I’m trying to optimize this kernel to get down to the magic 16:1 ALU:mem cycle ratio. I thought I was clever using prmt (__byte_perm in CUDA) hacks to gather from register rather than shared memory. However, I’ve been noticing that both in the ISA and the PTX, nvcc generates AND masks prior to each prmt when the index argument (the 4th arg in PTX and the 3rd in ISA) is a register rather than an immediate.
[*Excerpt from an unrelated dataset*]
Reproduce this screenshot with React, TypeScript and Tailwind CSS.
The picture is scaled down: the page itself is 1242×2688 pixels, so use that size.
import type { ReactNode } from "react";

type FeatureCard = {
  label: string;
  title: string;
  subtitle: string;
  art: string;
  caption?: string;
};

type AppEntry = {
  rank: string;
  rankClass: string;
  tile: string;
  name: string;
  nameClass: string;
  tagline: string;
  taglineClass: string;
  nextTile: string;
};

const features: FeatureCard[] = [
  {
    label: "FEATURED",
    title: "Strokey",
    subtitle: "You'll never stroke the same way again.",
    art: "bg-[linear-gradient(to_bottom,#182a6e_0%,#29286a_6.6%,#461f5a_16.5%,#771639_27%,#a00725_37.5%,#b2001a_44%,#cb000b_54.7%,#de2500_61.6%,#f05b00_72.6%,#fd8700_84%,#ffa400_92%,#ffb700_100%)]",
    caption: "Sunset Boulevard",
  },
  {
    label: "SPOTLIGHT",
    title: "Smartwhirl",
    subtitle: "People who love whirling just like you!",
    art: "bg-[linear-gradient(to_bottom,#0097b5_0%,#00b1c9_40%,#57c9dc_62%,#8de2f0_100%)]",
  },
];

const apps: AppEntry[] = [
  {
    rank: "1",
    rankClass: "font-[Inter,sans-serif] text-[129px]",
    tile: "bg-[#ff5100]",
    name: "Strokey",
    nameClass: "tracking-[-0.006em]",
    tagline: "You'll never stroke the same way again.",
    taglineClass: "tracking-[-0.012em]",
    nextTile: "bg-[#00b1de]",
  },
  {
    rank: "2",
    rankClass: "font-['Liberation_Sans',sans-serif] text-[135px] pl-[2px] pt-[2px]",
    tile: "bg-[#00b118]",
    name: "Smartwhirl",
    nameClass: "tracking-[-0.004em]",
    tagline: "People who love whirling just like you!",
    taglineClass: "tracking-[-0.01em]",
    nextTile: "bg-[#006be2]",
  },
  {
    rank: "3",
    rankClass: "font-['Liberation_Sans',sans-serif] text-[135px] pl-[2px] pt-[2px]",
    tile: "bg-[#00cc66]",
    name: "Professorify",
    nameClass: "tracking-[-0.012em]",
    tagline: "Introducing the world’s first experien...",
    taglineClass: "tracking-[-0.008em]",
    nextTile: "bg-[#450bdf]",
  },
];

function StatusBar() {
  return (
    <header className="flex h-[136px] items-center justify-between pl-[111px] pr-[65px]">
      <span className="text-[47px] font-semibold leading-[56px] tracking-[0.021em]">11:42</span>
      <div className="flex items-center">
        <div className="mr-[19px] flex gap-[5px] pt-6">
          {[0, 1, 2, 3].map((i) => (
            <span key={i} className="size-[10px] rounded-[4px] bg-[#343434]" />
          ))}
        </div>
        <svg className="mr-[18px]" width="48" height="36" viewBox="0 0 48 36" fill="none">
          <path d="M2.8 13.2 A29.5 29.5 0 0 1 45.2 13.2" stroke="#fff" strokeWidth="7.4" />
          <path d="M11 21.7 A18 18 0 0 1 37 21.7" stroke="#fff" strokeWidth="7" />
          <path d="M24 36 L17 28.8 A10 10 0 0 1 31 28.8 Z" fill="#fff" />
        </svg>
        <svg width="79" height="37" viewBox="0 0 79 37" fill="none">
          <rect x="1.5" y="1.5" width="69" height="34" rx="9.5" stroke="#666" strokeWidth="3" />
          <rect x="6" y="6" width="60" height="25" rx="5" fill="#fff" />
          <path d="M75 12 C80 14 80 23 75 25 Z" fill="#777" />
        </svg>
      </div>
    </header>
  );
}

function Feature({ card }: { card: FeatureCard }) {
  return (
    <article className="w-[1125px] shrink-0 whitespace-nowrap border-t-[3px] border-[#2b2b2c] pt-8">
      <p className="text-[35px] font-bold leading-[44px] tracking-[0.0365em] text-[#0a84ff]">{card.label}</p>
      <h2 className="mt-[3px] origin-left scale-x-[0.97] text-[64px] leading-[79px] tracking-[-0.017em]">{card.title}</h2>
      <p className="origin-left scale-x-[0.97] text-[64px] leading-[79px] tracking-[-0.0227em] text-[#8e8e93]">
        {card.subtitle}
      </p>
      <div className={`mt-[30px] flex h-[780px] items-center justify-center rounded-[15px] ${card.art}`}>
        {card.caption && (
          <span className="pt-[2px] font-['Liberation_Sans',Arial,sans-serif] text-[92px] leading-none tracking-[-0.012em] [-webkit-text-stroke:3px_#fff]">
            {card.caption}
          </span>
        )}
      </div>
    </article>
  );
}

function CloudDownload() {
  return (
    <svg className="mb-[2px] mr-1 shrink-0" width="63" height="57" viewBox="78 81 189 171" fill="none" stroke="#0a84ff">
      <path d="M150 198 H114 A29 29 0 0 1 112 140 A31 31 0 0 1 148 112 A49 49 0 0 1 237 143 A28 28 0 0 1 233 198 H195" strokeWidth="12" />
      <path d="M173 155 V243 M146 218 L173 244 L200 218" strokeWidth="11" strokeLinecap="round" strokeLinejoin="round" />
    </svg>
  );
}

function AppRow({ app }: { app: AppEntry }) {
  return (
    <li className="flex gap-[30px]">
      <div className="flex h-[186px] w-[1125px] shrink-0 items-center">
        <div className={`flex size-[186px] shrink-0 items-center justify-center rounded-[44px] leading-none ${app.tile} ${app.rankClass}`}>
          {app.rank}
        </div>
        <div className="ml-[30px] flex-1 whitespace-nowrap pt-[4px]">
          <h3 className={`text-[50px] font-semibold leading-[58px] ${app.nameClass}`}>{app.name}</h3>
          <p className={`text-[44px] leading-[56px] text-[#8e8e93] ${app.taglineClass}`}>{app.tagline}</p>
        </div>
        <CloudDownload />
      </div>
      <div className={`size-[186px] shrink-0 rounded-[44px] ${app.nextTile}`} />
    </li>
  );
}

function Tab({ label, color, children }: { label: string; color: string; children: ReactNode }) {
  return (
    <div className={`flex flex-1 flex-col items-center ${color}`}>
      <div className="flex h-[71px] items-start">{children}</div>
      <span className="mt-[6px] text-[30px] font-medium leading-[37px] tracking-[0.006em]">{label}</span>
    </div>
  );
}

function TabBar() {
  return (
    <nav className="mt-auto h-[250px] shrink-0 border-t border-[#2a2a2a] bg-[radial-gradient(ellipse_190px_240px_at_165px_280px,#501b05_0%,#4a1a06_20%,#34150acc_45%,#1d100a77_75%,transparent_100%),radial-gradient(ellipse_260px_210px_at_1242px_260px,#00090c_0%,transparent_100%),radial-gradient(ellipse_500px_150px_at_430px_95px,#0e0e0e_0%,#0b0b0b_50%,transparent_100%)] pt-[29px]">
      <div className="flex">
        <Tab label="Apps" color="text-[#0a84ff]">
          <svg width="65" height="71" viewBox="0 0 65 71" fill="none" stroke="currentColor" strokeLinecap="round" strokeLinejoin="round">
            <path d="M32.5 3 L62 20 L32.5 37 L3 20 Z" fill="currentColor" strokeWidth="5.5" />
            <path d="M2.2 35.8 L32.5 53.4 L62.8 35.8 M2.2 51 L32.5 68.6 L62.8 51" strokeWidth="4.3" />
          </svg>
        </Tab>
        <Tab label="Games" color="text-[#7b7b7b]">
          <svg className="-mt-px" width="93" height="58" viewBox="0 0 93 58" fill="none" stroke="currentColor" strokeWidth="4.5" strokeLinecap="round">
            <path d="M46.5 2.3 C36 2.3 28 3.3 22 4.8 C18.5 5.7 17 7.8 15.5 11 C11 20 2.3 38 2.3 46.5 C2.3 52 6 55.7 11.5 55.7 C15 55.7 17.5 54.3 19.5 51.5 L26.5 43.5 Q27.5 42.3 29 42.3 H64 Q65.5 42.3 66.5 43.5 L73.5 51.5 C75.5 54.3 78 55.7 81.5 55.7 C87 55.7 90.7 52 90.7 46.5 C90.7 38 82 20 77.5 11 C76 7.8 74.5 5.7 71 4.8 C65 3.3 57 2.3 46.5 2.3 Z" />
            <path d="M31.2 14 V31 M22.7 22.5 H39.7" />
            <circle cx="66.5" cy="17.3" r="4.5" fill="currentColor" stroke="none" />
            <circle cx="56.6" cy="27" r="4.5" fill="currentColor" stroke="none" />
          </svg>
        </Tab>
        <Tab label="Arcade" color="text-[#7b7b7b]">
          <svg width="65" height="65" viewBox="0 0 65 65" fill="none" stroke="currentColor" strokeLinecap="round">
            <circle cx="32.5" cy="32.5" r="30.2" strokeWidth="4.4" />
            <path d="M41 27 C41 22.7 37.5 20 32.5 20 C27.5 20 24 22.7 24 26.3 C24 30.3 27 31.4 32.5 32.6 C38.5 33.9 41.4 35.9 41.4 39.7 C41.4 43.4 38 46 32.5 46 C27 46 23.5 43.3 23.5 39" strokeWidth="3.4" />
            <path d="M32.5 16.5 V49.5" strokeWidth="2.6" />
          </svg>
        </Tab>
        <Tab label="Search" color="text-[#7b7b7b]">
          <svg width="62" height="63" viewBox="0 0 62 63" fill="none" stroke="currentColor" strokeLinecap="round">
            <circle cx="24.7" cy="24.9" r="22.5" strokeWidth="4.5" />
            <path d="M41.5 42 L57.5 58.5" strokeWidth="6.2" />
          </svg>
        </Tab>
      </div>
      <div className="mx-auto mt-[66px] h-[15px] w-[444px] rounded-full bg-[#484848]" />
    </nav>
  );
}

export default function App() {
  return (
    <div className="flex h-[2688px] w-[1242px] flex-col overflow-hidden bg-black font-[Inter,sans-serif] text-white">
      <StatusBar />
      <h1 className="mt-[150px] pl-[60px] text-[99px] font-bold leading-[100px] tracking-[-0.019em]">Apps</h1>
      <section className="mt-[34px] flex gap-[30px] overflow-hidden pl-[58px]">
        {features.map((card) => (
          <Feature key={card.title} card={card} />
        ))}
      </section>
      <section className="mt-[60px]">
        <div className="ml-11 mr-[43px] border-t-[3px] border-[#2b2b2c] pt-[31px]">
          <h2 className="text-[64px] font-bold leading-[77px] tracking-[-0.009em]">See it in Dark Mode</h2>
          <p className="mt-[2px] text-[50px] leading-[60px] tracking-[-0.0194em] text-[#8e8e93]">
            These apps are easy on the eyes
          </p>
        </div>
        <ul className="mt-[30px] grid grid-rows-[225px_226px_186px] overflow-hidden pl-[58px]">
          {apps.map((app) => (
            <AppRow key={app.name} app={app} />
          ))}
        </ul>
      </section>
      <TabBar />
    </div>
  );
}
This is a mask with 0x7777 (30583 decimal, as printed in the PTX):
and.b32 %r515, %r514, 30583;
prmt.b32 %r516, %r505, %r513, %r515;
/06f8/ /0xdca01c036800c1dd/ LOP.AND R0, R10, 0x7777;
/0710/ /0x00c45c04241a0000/ PRMT R17, R12, R0, R13;
I’m guessing prmt is a half-throughput instruction, so these unnecessary ops slow the permute by 50%. But I think this is also a compiler bug, as the most significant bit of each selector nibble is defined in the PTX doc as a sign extend flag. I’m not using this feature, but the PTX manual does clearly define a role for the high nibble bit, and nvcc is clearing it.
I’ve replaced all the __byte_perms in my kernel with a function that uses prmt inline assembler and the masks go away.